All of the data should be repeated exactly; pictures are not part of the copy.

════════

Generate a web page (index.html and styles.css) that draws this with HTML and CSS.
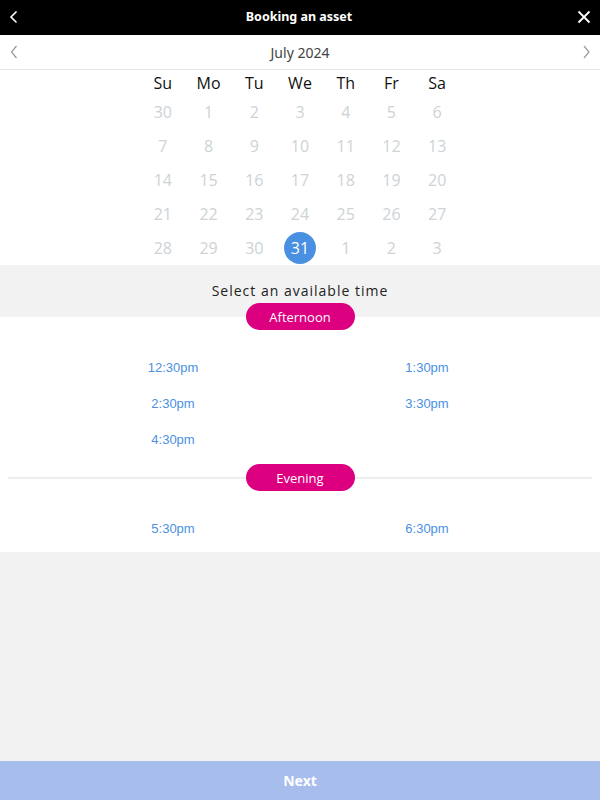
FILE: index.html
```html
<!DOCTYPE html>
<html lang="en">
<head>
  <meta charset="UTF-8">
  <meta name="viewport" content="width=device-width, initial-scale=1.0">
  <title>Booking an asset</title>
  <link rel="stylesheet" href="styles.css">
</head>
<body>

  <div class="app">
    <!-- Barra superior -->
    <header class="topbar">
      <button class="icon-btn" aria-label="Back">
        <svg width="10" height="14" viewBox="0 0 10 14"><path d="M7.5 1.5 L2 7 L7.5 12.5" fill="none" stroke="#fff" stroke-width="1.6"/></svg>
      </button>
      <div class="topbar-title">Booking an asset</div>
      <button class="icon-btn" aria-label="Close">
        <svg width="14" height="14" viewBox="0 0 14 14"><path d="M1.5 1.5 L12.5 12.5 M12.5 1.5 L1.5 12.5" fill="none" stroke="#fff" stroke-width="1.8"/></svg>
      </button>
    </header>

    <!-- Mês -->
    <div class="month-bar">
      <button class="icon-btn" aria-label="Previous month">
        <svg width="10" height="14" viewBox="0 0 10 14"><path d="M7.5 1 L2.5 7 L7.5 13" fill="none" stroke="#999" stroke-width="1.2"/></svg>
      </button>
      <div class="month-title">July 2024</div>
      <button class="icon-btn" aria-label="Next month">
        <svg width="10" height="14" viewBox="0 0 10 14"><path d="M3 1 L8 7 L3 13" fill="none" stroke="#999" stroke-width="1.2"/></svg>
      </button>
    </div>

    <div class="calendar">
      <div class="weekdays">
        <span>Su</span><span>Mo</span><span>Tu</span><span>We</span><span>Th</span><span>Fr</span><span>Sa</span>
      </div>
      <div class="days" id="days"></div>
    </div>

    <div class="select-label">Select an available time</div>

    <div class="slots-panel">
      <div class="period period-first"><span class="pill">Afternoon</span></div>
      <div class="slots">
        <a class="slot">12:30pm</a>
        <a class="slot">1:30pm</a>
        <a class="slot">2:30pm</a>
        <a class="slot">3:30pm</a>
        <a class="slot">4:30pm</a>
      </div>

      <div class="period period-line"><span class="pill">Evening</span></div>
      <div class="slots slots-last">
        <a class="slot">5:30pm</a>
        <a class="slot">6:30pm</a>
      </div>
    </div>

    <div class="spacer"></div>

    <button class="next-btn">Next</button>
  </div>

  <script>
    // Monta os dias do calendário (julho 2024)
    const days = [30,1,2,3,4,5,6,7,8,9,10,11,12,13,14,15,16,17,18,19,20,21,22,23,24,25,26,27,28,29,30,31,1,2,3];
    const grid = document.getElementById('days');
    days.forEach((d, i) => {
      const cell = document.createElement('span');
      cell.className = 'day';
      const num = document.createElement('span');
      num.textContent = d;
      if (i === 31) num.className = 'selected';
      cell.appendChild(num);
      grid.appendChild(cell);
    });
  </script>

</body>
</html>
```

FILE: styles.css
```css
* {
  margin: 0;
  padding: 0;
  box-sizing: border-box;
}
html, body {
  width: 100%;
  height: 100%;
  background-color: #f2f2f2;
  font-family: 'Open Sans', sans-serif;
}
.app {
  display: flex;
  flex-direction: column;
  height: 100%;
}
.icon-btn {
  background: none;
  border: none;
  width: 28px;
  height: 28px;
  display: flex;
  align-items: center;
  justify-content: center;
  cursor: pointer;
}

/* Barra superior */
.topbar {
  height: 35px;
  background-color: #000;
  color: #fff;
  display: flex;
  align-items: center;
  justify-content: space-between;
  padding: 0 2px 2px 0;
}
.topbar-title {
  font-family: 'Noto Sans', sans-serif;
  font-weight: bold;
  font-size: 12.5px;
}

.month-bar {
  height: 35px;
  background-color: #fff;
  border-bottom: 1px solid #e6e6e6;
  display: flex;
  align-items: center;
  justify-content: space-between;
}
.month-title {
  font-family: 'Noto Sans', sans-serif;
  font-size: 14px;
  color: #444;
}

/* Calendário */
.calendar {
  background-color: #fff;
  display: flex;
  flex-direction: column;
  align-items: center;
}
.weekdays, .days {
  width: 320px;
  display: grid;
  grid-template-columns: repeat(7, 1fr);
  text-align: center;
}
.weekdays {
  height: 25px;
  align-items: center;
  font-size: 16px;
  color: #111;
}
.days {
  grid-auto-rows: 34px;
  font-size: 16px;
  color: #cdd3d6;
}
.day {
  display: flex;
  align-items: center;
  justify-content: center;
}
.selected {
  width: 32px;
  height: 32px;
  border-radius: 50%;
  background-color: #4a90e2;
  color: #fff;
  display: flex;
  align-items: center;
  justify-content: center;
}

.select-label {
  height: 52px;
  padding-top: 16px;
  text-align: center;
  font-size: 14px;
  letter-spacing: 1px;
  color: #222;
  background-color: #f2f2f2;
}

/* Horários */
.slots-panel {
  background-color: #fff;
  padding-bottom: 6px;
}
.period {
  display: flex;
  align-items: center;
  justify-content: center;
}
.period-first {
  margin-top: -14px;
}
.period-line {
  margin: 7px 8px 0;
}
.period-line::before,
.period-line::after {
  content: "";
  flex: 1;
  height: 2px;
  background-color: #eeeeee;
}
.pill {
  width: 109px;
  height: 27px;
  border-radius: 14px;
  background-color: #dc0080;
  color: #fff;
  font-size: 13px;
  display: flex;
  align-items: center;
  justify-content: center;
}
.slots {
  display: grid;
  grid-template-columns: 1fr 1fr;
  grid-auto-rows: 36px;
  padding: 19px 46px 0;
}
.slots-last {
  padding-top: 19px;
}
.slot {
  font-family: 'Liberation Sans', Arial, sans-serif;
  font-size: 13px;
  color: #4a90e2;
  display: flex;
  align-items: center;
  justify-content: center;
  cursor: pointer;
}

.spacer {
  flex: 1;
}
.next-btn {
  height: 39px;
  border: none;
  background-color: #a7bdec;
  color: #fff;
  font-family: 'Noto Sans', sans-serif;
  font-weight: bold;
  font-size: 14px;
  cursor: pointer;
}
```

════════

§ **SOLUTION**
Generate a web page (index.html and styles.css) that draws this with HTML and CSS.
FILE: index.html
```html
<!DOCTYPE html>
<html lang="en">
<head>
  <meta charset="UTF-8">
  <meta name="viewport" content="width=device-width, initial-scale=1.0">
  <title>Booking an asset</title>
  <link rel="stylesheet" href="styles.css">
</head>
<body>

  <div class="app">
    <!-- Barra superior -->
    <header class="topbar">
      <button class="icon-btn" aria-label="Back">
        <svg width="10" height="14" viewBox="0 0 10 14"><path d="M7.5 1.5 L2 7 L7.5 12.5" fill="none" stroke="#fff" stroke-width="1.6"/></svg>
      </button>
      <div class="topbar-title">Booking an asset</div>
      <button class="icon-btn" aria-label="Close">
        <svg width="14" height="14" viewBox="0 0 14 14"><path d="M1.5 1.5 L12.5 12.5 M12.5 1.5 L1.5 12.5" fill="none" stroke="#fff" stroke-width="1.8"/></svg>
      </button>
    </header>

    <!-- Mês -->
    <div class="month-bar">
      <button class="icon-btn" aria-label="Previous month">
        <svg width="10" height="14" viewBox="0 0 10 14"><path d="M7.5 1 L2.5 7 L7.5 13" fill="none" stroke="#999" stroke-width="1.2"/></svg>
      </button>
      <div class="month-title">July 2024</div>
      <button class="icon-btn" aria-label="Next month">
        <svg width="10" height="14" viewBox="0 0 10 14"><path d="M3 1 L8 7 L3 13" fill="none" stroke="#999" stroke-width="1.2"/></svg>
      </button>
    </div>

    <div class="calendar">
      <div class="weekdays">
        <span>Su</span><span>Mo</span><span>Tu</span><span>We</span><span>Th</span><span>Fr</span><span>Sa</span>
      </div>
      <div class="days" id="days"></div>
    </div>

    <div class="select-label">Select an available time</div>

    <div class="slots-panel">
      <div class="period period-first"><span class="pill">Afternoon</span></div>
      <div class="slots">
        <a class="slot">12:30pm</a>
        <a class="slot">1:30pm</a>
        <a class="slot">2:30pm</a>
        <a class="slot">3:30pm</a>
        <a class="slot">4:30pm</a>
      </div>

      <div class="period period-line"><span class="pill">Evening</span></div>
      <div class="slots slots-last">
        <a class="slot">5:30pm</a>
        <a class="slot">6:30pm</a>
      </div>
    </div>

    <div class="spacer"></div>

    <button class="next-btn">Next</button>
  </div>

  <script>
    // Monta os dias do calendário (julho 2024)
    const days = [30,1,2,3,4,5,6,7,8,9,10,11,12,13,14,15,16,17,18,19,20,21,22,23,24,25,26,27,28,29,30,31,1,2,3];
    const grid = document.getElementById('days');
    days.forEach((d, i) => {
      const cell = document.createElement('span');
      cell.className = 'day';
      const num = document.createElement('span');
      num.textContent = d;
      if (i === 31) num.className = 'selected';
      cell.appendChild(num);
      grid.appendChild(cell);
    });
  </script>

</body>
</html>
```

FILE: styles.css
```css
* {
  margin: 0;
  padding: 0;
  box-sizing: border-box;
}
html, body {
  width: 100%;
  height: 100%;
  background-color: #f2f2f2;
  font-family: 'Open Sans', sans-serif;
}
.app {
  display: flex;
  flex-direction: column;
  height: 100%;
}
.icon-btn {
  background: none;
  border: none;
  width: 28px;
  height: 28px;
  display: flex;
  align-items: center;
  justify-content: center;
  cursor: pointer;
}

/* Barra superior */
.topbar {
  height: 35px;
  background-color: #000;
  color: #fff;
  display: flex;
  align-items: center;
  justify-content: space-between;
  padding: 0 2px 2px 0;
}
.topbar-title {
  font-family: 'Noto Sans', sans-serif;
  font-weight: bold;
  font-size: 12.5px;
}

.month-bar {
  height: 35px;
  background-color: #fff;
  border-bottom: 1px solid #e6e6e6;
  display: flex;
  align-items: center;
  justify-content: space-between;
}
.month-title {
  font-family: 'Noto Sans', sans-serif;
  font-size: 14px;
  color: #444;
}

/* Calendário */
.calendar {
  background-color: #fff;
  display: flex;
  flex-direction: column;
  align-items: center;
}
.weekdays, .days {
  width: 320px;
  display: grid;
  grid-template-columns: repeat(7, 1fr);
  text-align: center;
}
.weekdays {
  height: 25px;
  align-items: center;
  font-size: 16px;
  color: #111;
}
.days {
  grid-auto-rows: 34px;
  font-size: 16px;
  color: #cdd3d6;
}
.day {
  display: flex;
  align-items: center;
  justify-content: center;
}
.selected {
  width: 32px;
  height: 32px;
  border-radius: 50%;
  background-color: #4a90e2;
  color: #fff;
  display: flex;
  align-items: center;
  justify-content: center;
}

.select-label {
  height: 52px;
  padding-top: 16px;
  text-align: center;
  font-size: 14px;
  letter-spacing: 1px;
  color: #222;
  background-color: #f2f2f2;
}

/* Horários */
.slots-panel {
  background-color: #fff;
  padding-bottom: 6px;
}
.period {
  display: flex;
  align-items: center;
  justify-content: center;
}
.period-first {
  margin-top: -14px;
}
.period-line {
  margin: 7px 8px 0;
}
.period-line::before,
.period-line::after {
  content: "";
  flex: 1;
  height: 2px;
  background-color: #eeeeee;
}
.pill {
  width: 109px;
  height: 27px;
  border-radius: 14px;
  background-color: #dc0080;
  color: #fff;
  font-size: 13px;
  display: flex;
  align-items: center;
  justify-content: center;
}
.slots {
  display: grid;
  grid-template-columns: 1fr 1fr;
  grid-auto-rows: 36px;
  padding: 19px 46px 0;
}
.slots-last {
  padding-top: 19px;
}
.slot {
  font-family: 'Liberation Sans', Arial, sans-serif;
  font-size: 13px;
  color: #4a90e2;
  display: flex;
  align-items: center;
  justify-content: center;
  cursor: pointer;
}

.spacer {
  flex: 1;
}
.next-btn {
  height: 39px;
  border: none;
  background-color: #a7bdec;
  color: #fff;
  font-family: 'Noto Sans', sans-serif;
  font-weight: bold;
  font-size: 14px;
  cursor: pointer;
}
```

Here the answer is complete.